WHAT THE TASK REQUIRES:
State the number of lines where "index" appears. Add nothing else.

STORED ROWS:
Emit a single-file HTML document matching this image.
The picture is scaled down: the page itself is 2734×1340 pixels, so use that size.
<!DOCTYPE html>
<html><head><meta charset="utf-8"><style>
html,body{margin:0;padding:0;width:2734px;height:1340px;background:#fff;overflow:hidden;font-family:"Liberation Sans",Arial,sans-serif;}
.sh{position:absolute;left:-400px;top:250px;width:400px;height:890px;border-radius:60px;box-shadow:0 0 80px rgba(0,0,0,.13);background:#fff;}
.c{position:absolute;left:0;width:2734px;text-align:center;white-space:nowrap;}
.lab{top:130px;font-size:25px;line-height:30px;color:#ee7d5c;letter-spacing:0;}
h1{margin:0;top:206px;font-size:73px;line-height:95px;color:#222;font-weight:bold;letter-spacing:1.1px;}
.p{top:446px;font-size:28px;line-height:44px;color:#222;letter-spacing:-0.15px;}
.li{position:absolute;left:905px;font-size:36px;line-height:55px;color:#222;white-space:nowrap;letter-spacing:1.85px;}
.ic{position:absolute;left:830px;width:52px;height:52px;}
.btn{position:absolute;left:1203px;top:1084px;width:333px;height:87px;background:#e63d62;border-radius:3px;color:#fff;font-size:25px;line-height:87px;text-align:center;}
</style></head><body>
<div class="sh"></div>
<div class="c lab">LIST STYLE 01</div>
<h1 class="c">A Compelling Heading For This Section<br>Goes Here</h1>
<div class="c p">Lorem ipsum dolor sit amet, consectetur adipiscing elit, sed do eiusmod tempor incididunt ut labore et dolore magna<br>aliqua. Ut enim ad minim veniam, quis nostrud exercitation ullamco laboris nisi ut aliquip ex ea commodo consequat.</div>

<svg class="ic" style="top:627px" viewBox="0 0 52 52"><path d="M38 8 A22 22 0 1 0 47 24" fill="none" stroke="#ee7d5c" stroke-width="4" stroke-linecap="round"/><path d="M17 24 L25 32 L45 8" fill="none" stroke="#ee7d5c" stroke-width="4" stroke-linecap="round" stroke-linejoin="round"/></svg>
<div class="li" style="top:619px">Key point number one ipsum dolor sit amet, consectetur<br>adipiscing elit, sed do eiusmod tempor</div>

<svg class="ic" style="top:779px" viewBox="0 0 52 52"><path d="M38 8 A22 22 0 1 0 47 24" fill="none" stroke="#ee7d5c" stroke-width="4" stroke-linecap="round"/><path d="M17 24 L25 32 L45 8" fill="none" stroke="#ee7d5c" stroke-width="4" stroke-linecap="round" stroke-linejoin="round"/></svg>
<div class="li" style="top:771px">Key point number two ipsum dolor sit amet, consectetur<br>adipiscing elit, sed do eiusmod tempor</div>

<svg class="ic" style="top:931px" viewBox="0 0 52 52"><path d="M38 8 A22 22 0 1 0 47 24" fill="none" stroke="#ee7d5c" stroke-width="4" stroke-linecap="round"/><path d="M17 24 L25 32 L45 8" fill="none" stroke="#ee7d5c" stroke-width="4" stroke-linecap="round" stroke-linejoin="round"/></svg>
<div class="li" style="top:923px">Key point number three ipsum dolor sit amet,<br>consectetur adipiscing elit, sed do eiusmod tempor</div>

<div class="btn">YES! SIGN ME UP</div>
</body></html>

* * *

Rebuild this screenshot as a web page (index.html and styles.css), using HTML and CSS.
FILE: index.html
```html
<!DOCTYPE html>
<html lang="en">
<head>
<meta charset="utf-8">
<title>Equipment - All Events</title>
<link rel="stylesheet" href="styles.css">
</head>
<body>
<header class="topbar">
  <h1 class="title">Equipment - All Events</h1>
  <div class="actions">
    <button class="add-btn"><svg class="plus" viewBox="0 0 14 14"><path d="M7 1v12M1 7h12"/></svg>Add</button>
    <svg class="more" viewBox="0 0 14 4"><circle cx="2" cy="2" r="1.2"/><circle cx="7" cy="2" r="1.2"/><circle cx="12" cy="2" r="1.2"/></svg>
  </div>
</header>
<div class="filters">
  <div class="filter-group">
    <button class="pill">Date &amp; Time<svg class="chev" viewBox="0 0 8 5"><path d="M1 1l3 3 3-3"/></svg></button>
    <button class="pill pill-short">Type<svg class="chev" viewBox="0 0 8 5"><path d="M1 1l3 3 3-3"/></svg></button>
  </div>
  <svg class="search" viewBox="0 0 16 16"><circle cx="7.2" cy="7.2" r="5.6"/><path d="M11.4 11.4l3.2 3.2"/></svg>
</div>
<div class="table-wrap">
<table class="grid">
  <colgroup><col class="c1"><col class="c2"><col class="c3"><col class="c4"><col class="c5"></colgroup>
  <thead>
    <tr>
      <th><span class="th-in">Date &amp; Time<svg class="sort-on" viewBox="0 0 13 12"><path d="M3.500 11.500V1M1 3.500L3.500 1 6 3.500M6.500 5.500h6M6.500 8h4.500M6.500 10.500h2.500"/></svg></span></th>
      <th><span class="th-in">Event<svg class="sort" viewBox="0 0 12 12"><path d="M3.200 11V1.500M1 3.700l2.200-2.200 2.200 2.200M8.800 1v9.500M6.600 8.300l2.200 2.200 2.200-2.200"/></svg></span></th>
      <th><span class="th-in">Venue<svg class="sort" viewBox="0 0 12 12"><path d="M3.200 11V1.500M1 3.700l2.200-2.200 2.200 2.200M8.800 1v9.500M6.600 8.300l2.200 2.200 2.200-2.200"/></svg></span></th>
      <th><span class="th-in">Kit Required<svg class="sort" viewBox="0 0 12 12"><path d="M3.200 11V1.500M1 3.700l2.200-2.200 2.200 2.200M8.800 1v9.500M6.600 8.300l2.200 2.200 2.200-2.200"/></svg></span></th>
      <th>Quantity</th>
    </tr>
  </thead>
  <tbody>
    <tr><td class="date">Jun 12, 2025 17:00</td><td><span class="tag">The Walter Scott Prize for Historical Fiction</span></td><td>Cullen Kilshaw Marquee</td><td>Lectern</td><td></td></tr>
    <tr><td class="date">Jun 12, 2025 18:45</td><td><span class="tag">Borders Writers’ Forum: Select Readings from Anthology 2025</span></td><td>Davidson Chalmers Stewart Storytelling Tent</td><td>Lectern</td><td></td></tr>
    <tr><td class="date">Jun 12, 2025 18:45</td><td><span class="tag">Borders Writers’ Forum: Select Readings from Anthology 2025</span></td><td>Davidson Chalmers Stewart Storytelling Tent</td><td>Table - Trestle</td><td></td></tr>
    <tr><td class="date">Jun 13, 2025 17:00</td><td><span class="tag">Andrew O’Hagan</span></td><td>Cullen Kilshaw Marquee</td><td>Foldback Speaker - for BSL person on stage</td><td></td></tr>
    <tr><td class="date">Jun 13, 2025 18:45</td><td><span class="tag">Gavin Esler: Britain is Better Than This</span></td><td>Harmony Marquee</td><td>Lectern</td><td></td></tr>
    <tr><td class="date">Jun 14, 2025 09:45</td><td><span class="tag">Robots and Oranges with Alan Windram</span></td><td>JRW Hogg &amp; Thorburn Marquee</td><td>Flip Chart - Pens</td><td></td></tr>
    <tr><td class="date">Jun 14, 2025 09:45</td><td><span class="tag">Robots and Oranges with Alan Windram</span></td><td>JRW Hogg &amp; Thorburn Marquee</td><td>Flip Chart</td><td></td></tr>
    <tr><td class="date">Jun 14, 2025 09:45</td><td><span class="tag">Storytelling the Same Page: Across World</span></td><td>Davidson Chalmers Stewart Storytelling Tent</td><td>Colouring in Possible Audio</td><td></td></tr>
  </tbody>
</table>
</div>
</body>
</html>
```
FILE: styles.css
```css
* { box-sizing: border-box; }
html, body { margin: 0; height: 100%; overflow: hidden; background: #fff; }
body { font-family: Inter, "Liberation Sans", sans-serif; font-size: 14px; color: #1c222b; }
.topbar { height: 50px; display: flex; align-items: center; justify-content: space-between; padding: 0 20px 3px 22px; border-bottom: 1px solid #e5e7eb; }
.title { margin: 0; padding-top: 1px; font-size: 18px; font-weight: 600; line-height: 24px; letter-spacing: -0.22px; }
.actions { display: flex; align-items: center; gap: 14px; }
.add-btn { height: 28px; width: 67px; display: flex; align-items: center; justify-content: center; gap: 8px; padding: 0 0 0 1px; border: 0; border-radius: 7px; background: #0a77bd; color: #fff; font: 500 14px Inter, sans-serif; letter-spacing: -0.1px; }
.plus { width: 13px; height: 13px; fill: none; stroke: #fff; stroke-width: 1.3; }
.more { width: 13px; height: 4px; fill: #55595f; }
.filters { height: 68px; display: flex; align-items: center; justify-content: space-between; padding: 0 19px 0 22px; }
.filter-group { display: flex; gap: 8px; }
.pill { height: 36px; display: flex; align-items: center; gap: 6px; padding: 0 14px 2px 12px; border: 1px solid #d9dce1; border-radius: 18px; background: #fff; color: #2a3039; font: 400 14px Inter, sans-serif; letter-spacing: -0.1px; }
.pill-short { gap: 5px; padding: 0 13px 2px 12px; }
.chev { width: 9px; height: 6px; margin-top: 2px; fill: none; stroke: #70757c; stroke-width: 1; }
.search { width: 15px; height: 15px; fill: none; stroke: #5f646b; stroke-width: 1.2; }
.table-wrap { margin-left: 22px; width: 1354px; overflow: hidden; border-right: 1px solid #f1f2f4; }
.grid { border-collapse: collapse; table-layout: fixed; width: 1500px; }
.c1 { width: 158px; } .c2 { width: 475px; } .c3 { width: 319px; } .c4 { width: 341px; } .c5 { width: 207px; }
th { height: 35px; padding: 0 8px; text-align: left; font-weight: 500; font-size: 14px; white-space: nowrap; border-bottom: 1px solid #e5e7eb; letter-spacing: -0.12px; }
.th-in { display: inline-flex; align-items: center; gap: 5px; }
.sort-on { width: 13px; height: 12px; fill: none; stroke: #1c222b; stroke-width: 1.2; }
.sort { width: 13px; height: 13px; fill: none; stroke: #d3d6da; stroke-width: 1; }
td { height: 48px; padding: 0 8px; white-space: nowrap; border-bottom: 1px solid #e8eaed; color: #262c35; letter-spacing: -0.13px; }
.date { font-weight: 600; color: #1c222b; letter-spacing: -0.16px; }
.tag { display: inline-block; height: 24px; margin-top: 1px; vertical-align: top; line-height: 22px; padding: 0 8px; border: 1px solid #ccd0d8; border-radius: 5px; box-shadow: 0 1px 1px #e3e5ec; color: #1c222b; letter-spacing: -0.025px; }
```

RESULT FOR THIS EXERCISE:
2